Either way, He is there.  Either way, He is a stone.  He is a stone of safety or a stone of stumbling.

Wednesday, November 5, 2014

Trusting the Wrong River

Judah's choice to trust Assyria for deliverance from Israel and Syria is likened to choosing the wrong river.  Yahweh is likened to the river Shiloah, flowing softly and peacefully (8:6) and the king of Assyria is likened to the Euphrates, strong and mighty, glorious and threatening.  This river is the river to choose, the flesh says, if you really want to overcome the banks of another land.

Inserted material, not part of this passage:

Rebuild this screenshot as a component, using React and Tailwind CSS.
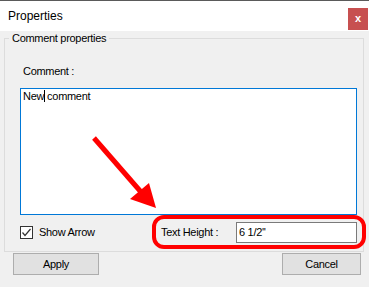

Ah, yes, says the Lord, but can you stop this torrent when it begins to overflow your banks?  You will be consumed by that which you worship and put your trust in if it is not Immanuel.  And when this happens, even that will be because "Immanuel" (8:8, 10).

The people, by the way, are apparently well represented by their king, wicked and unbelieving as he is.  They make the same choice as he.

Tuesday, November 4, 2014

Public After a Private Warning

Isaiah had met, it seems, privately with Ahaz, at the aqueduct, warning him to trust in the Lord and offering him a sign.  When Ahaz refuses, Isaiah gives him a sign nonetheless.  There is no repentance on Ahaz's part, and so Isaiah 8:1-2 seems to follow the model of discipline set forth by Jesus later in Matthew 18.  If a man won't hear you privately, take two or three others, and then finally, lay it out publicly.

The public declaration of the name, "Speed the Spoil, Hasten the Booty," and the fact that this child will be born and before he grows up will see his name fulfilled upon Syria and Israel make this prophecy-in-action a very public one.  And of course, this is not because God is a very good predictor of the future, but the One who speaks and it is so.

But there is something else going on from "private" to "public."  Ahaz had been instructed and warned as the king of Judah and as an individual who had to determine whether or not he would trust God.  He refused.  Now the same warning is given to the people (8:11).  They end up following their king (not King Yahweh, but King Ahaz) with their own disastrous response.